Task requirements = Reproduce the listing exactly, with no pictures in your copy.

Data segment =
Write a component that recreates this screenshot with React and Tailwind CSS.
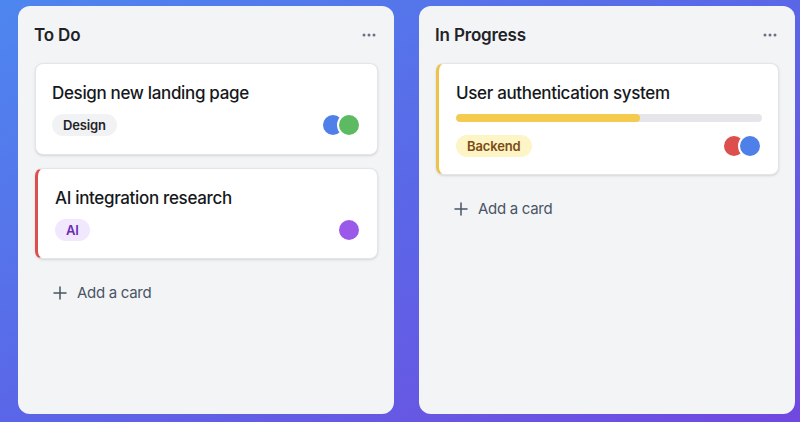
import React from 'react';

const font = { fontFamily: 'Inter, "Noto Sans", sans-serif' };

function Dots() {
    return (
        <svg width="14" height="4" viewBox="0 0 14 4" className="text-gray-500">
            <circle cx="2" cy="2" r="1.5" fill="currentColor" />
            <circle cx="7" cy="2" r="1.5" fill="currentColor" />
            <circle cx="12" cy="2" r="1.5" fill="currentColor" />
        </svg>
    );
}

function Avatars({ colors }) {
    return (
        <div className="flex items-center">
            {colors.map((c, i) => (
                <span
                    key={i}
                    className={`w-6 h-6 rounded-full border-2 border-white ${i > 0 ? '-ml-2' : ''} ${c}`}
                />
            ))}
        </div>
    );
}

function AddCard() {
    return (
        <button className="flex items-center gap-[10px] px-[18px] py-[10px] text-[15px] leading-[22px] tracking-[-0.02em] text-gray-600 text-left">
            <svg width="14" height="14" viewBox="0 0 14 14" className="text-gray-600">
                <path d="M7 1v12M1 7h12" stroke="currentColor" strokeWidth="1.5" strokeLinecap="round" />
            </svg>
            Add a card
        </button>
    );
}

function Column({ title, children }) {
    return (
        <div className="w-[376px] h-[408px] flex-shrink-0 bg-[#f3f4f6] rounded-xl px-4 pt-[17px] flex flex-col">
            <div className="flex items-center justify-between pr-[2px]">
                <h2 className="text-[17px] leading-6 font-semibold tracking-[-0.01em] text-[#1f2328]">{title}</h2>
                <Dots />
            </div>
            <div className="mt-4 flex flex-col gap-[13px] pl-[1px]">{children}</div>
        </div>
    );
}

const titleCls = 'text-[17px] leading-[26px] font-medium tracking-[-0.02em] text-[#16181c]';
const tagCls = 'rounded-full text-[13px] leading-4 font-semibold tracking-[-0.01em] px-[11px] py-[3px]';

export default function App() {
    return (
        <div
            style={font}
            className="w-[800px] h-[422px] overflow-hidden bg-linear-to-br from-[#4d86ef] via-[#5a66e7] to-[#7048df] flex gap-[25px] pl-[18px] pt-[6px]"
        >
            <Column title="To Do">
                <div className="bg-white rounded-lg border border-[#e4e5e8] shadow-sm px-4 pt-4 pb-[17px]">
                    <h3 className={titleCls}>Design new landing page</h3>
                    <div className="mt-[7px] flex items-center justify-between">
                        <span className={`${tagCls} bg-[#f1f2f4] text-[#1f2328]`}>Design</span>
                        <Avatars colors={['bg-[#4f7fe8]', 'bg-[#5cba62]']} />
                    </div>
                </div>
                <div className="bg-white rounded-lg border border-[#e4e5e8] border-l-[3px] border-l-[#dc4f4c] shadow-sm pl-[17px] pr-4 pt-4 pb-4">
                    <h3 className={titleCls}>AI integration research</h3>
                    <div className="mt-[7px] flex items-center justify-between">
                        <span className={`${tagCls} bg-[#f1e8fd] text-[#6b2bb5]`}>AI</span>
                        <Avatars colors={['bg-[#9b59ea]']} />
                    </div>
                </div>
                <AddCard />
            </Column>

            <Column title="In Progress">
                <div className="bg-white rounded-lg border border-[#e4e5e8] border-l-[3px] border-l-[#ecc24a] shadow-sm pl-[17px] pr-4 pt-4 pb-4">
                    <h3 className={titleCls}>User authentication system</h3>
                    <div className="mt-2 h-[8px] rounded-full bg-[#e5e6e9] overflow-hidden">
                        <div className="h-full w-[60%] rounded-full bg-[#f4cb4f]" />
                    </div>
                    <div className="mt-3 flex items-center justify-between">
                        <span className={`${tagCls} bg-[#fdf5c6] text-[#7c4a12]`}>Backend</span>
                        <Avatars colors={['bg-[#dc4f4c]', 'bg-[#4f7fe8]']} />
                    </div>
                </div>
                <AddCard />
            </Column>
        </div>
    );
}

Written reply =
Write a component that recreates this screenshot with React and Tailwind CSS.
import React from 'react';

const font = { fontFamily: 'Inter, "Noto Sans", sans-serif' };

function Dots() {
    return (
        <svg width="14" height="4" viewBox="0 0 14 4" className="text-gray-500">
            <circle cx="2" cy="2" r="1.5" fill="currentColor" />
            <circle cx="7" cy="2" r="1.5" fill="currentColor" />
            <circle cx="12" cy="2" r="1.5" fill="currentColor" />
        </svg>
    );
}

function Avatars({ colors }) {
    return (
        <div className="flex items-center">
            {colors.map((c, i) => (
                <span
                    key={i}
                    className={`w-6 h-6 rounded-full border-2 border-white ${i > 0 ? '-ml-2' : ''} ${c}`}
                />
            ))}
        </div>
    );
}

function AddCard() {
    return (
        <button className="flex items-center gap-[10px] px-[18px] py-[10px] text-[15px] leading-[22px] tracking-[-0.02em] text-gray-600 text-left">
            <svg width="14" height="14" viewBox="0 0 14 14" className="text-gray-600">
                <path d="M7 1v12M1 7h12" stroke="currentColor" strokeWidth="1.5" strokeLinecap="round" />
            </svg>
            Add a card
        </button>
    );
}

function Column({ title, children }) {
    return (
        <div className="w-[376px] h-[408px] flex-shrink-0 bg-[#f3f4f6] rounded-xl px-4 pt-[17px] flex flex-col">
            <div className="flex items-center justify-between pr-[2px]">
                <h2 className="text-[17px] leading-6 font-semibold tracking-[-0.01em] text-[#1f2328]">{title}</h2>
                <Dots />
            </div>
            <div className="mt-4 flex flex-col gap-[13px] pl-[1px]">{children}</div>
        </div>
    );
}

const titleCls = 'text-[17px] leading-[26px] font-medium tracking-[-0.02em] text-[#16181c]';
const tagCls = 'rounded-full text-[13px] leading-4 font-semibold tracking-[-0.01em] px-[11px] py-[3px]';

export default function App() {
    return (
        <div
            style={font}
            className="w-[800px] h-[422px] overflow-hidden bg-linear-to-br from-[#4d86ef] via-[#5a66e7] to-[#7048df] flex gap-[25px] pl-[18px] pt-[6px]"
        >
            <Column title="To Do">
                <div className="bg-white rounded-lg border border-[#e4e5e8] shadow-sm px-4 pt-4 pb-[17px]">
                    <h3 className={titleCls}>Design new landing page</h3>
                    <div className="mt-[7px] flex items-center justify-between">
                        <span className={`${tagCls} bg-[#f1f2f4] text-[#1f2328]`}>Design</span>
                        <Avatars colors={['bg-[#4f7fe8]', 'bg-[#5cba62]']} />
                    </div>
                </div>
                <div className="bg-white rounded-lg border border-[#e4e5e8] border-l-[3px] border-l-[#dc4f4c] shadow-sm pl-[17px] pr-4 pt-4 pb-4">
                    <h3 className={titleCls}>AI integration research</h3>
                    <div className="mt-[7px] flex items-center justify-between">
                        <span className={`${tagCls} bg-[#f1e8fd] text-[#6b2bb5]`}>AI</span>
                        <Avatars colors={['bg-[#9b59ea]']} />
                    </div>
                </div>
                <AddCard />
            </Column>

            <Column title="In Progress">
                <div className="bg-white rounded-lg border border-[#e4e5e8] border-l-[3px] border-l-[#ecc24a] shadow-sm pl-[17px] pr-4 pt-4 pb-4">
                    <h3 className={titleCls}>User authentication system</h3>
                    <div className="mt-2 h-[8px] rounded-full bg-[#e5e6e9] overflow-hidden">
                        <div className="h-full w-[60%] rounded-full bg-[#f4cb4f]" />
                    </div>
                    <div className="mt-3 flex items-center justify-between">
                        <span className={`${tagCls} bg-[#fdf5c6] text-[#7c4a12]`}>Backend</span>
                        <Avatars colors={['bg-[#dc4f4c]', 'bg-[#4f7fe8]']} />
                    </div>
                </div>
                <AddCard />
            </Column>
        </div>
    );
}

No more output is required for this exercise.